- Task directions:
Omit any picture, and return the remaining data exactly as written.

•••••

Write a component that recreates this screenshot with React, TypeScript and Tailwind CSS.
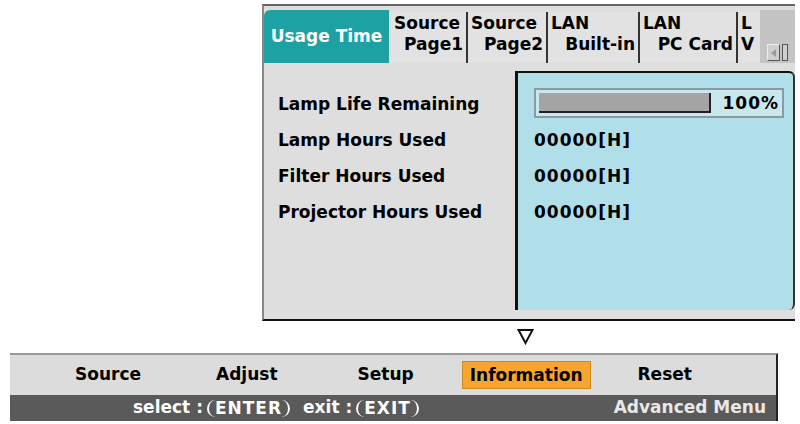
import { ReactNode } from "react";

const FONT = { fontFamily: '"DejaVu Sans", Verdana, sans-serif' };

function Tab({ top, bottom, w }: { top: string; bottom: string; w: string }) {
  return (
    <div className={`${w} mt-[2px] flex flex-col rounded-tl-[5px] border-r-2 border-[#333] bg-[#e2e2e2] px-[3px] pt-[1px] text-[17px] font-bold leading-[21px] text-black`}>
      <span className="text-left">{top}</span>
      <span className="text-right">{bottom}</span>
    </div>
  );
}

function Key({ children }: { children: ReactNode }) {
  return (
    <span className="ml-[4px] rounded-[9px] border-x-2 border-white px-[6px] leading-[17px] tracking-[1px]">{children}</span>
  );
}

const ROWS = ["Lamp Life Remaining", "Lamp Hours Used", "Filter Hours Used", "Projector Hours Used"];

export default function App() {
  return (
    <div className="relative h-[424px] w-[800px] overflow-hidden bg-white" style={FONT}>
      {/* info panel */}
      <div className="ml-[262px] mt-[4px] flex h-[317px] w-[533px] flex-col border-b-2 border-l-2 border-t-2 border-b-[#111] border-l-[#888] border-t-[#666] bg-[#dedede]">
        <div className="flex h-[57px] items-stretch pt-[4px]">
          <div className="flex w-[125px] items-center justify-center rounded-tl-[6px] bg-[#1ea1a3] text-[17px] font-bold text-white">
            Usage Time
          </div>
          <div className="w-[2px]" />
          <Tab top="Source" bottom="Page1" w="w-[77px]" />
          <Tab top="Source" bottom="Page2" w="w-[80px]" />
          <Tab top="LAN" bottom="Built-in" w="w-[92px]" />
          <Tab top="LAN" bottom="PC Card" w="w-[98px]" />
          <div className="mt-[2px] w-[22px] overflow-hidden rounded-tl-[5px] bg-[#e2e2e2] pl-[3px] pt-[1px] text-[17px] font-bold leading-[21px]">
            <div>L</div>
            <div>V</div>
          </div>
          <div className="flex flex-1 items-end gap-[2px] bg-[#c4c4c4] pb-[2px] pl-[7px]">
            <div className="flex h-[17px] w-[13px] items-center justify-center border border-b-[#555] border-l-[#eee] border-r-[#555] border-t-[#eee] bg-[#cfcfcf]">
              <svg width="6" height="8" viewBox="0 0 6 8"><path d="M5 0 L0 4 L5 8 Z" fill="#9a9a9a" /></svg>
            </div>
            <div className="h-[17px] w-[6px] border border-[#555] bg-[#cfcfcf]" />
          </div>
        </div>
        <div className="flex flex-1">
          <div className="flex w-[251px] flex-col gap-[14px] pl-[14px] pt-[30px] text-[17px] font-bold leading-[22px] text-black">
            {ROWS.map((r) => (
              <div key={r}>{r}</div>
            ))}
          </div>
          <div className="mb-[9px] mt-[8px] flex flex-1 flex-col gap-[14px] rounded-r-[6px] border-l-[3px] border-r-2 border-t-2 border-[#111] border-r-[#333] bg-[#b1dfe9] pl-[16px] pr-[9px] pt-[15px] text-[17px] font-bold leading-[22px] tracking-[1px] text-black">
            <div className="-mb-[3px] flex h-[30px] items-center border-2 border-[#8a9aa0] bg-[#c9e8ee] pl-[3px] pr-[3px]">
              <div className="h-[20px] w-[172px] border-b-2 border-r-2 border-b-[#222] border-r-[#222] bg-[#a4a4a4]" />
              <span className="ml-auto">100%</span>
            </div>
            <div>00000[H]</div>
            <div>00000[H]</div>
            <div>00000[H]</div>
          </div>
        </div>
      </div>

      {/* down arrow */}
      <div className="ml-[517px] mt-[7px] h-[17px]">
        <svg width="17" height="17" viewBox="0 0 17 17">
          <path d="M1.5 2 L15.5 2 L8.5 15 Z" fill="none" stroke="#111" strokeWidth="2" />
        </svg>
      </div>

      {/* menu bar */}
      <div className="ml-[10px] mt-[8px] w-[768px] border-r-2 border-t-2 border-r-[#222] border-t-[#999]">
        <div className="flex h-[40px] items-center bg-[#dcdcdc] text-[17px] font-bold text-black">
          <span className="ml-[65px]">Source</span>
          <span className="ml-[75px]">Adjust</span>
          <span className="ml-[80px]">Setup</span>
          <span className="ml-[48px] border border-[#c98a1f] bg-[#f7a52e] px-[7px] leading-[26px]">Information</span>
          <span className="ml-[47px]">Reset</span>
        </div>
        <div className="flex h-[26px] items-center bg-[#5a5a5a] text-[17px] font-bold text-white">
          <span className="ml-[123px]">select :</span>
          <Key>ENTER</Key>
          <span className="ml-[13px]">exit :</span>
          <Key>EXIT</Key>
          <span className="ml-auto mr-[10px] text-[#e8e8e8]">Advanced Menu</span>
        </div>
      </div>
    </div>
  );
}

•••••

- Task result:
Write a component that recreates this screenshot with React, TypeScript and Tailwind CSS.
import { ReactNode } from "react";

const FONT = { fontFamily: '"DejaVu Sans", Verdana, sans-serif' };

function Tab({ top, bottom, w }: { top: string; bottom: string; w: string }) {
  return (
    <div className={`${w} mt-[2px] flex flex-col rounded-tl-[5px] border-r-2 border-[#333] bg-[#e2e2e2] px-[3px] pt-[1px] text-[17px] font-bold leading-[21px] text-black`}>
      <span className="text-left">{top}</span>
      <span className="text-right">{bottom}</span>
    </div>
  );
}

function Key({ children }: { children: ReactNode }) {
  return (
    <span className="ml-[4px] rounded-[9px] border-x-2 border-white px-[6px] leading-[17px] tracking-[1px]">{children}</span>
  );
}

const ROWS = ["Lamp Life Remaining", "Lamp Hours Used", "Filter Hours Used", "Projector Hours Used"];

export default function App() {
  return (
    <div className="relative h-[424px] w-[800px] overflow-hidden bg-white" style={FONT}>
      {/* info panel */}
      <div className="ml-[262px] mt-[4px] flex h-[317px] w-[533px] flex-col border-b-2 border-l-2 border-t-2 border-b-[#111] border-l-[#888] border-t-[#666] bg-[#dedede]">
        <div className="flex h-[57px] items-stretch pt-[4px]">
          <div className="flex w-[125px] items-center justify-center rounded-tl-[6px] bg-[#1ea1a3] text-[17px] font-bold text-white">
            Usage Time
          </div>
          <div className="w-[2px]" />
          <Tab top="Source" bottom="Page1" w="w-[77px]" />
          <Tab top="Source" bottom="Page2" w="w-[80px]" />
          <Tab top="LAN" bottom="Built-in" w="w-[92px]" />
          <Tab top="LAN" bottom="PC Card" w="w-[98px]" />
          <div className="mt-[2px] w-[22px] overflow-hidden rounded-tl-[5px] bg-[#e2e2e2] pl-[3px] pt-[1px] text-[17px] font-bold leading-[21px]">
            <div>L</div>
            <div>V</div>
          </div>
          <div className="flex flex-1 items-end gap-[2px] bg-[#c4c4c4] pb-[2px] pl-[7px]">
            <div className="flex h-[17px] w-[13px] items-center justify-center border border-b-[#555] border-l-[#eee] border-r-[#555] border-t-[#eee] bg-[#cfcfcf]">
              <svg width="6" height="8" viewBox="0 0 6 8"><path d="M5 0 L0 4 L5 8 Z" fill="#9a9a9a" /></svg>
            </div>
            <div className="h-[17px] w-[6px] border border-[#555] bg-[#cfcfcf]" />
          </div>
        </div>
        <div className="flex flex-1">
          <div className="flex w-[251px] flex-col gap-[14px] pl-[14px] pt-[30px] text-[17px] font-bold leading-[22px] text-black">
            {ROWS.map((r) => (
              <div key={r}>{r}</div>
            ))}
          </div>
          <div className="mb-[9px] mt-[8px] flex flex-1 flex-col gap-[14px] rounded-r-[6px] border-l-[3px] border-r-2 border-t-2 border-[#111] border-r-[#333] bg-[#b1dfe9] pl-[16px] pr-[9px] pt-[15px] text-[17px] font-bold leading-[22px] tracking-[1px] text-black">
            <div className="-mb-[3px] flex h-[30px] items-center border-2 border-[#8a9aa0] bg-[#c9e8ee] pl-[3px] pr-[3px]">
              <div className="h-[20px] w-[172px] border-b-2 border-r-2 border-b-[#222] border-r-[#222] bg-[#a4a4a4]" />
              <span className="ml-auto">100%</span>
            </div>
            <div>00000[H]</div>
            <div>00000[H]</div>
            <div>00000[H]</div>
          </div>
        </div>
      </div>

      {/* down arrow */}
      <div className="ml-[517px] mt-[7px] h-[17px]">
        <svg width="17" height="17" viewBox="0 0 17 17">
          <path d="M1.5 2 L15.5 2 L8.5 15 Z" fill="none" stroke="#111" strokeWidth="2" />
        </svg>
      </div>

      {/* menu bar */}
      <div className="ml-[10px] mt-[8px] w-[768px] border-r-2 border-t-2 border-r-[#222] border-t-[#999]">
        <div className="flex h-[40px] items-center bg-[#dcdcdc] text-[17px] font-bold text-black">
          <span className="ml-[65px]">Source</span>
          <span className="ml-[75px]">Adjust</span>
          <span className="ml-[80px]">Setup</span>
          <span className="ml-[48px] border border-[#c98a1f] bg-[#f7a52e] px-[7px] leading-[26px]">Information</span>
          <span className="ml-[47px]">Reset</span>
        </div>
        <div className="flex h-[26px] items-center bg-[#5a5a5a] text-[17px] font-bold text-white">
          <span className="ml-[123px]">select :</span>
          <Key>ENTER</Key>
          <span className="ml-[13px]">exit :</span>
          <Key>EXIT</Key>
          <span className="ml-auto mr-[10px] text-[#e8e8e8]">Advanced Menu</span>
        </div>
      </div>
    </div>
  );
}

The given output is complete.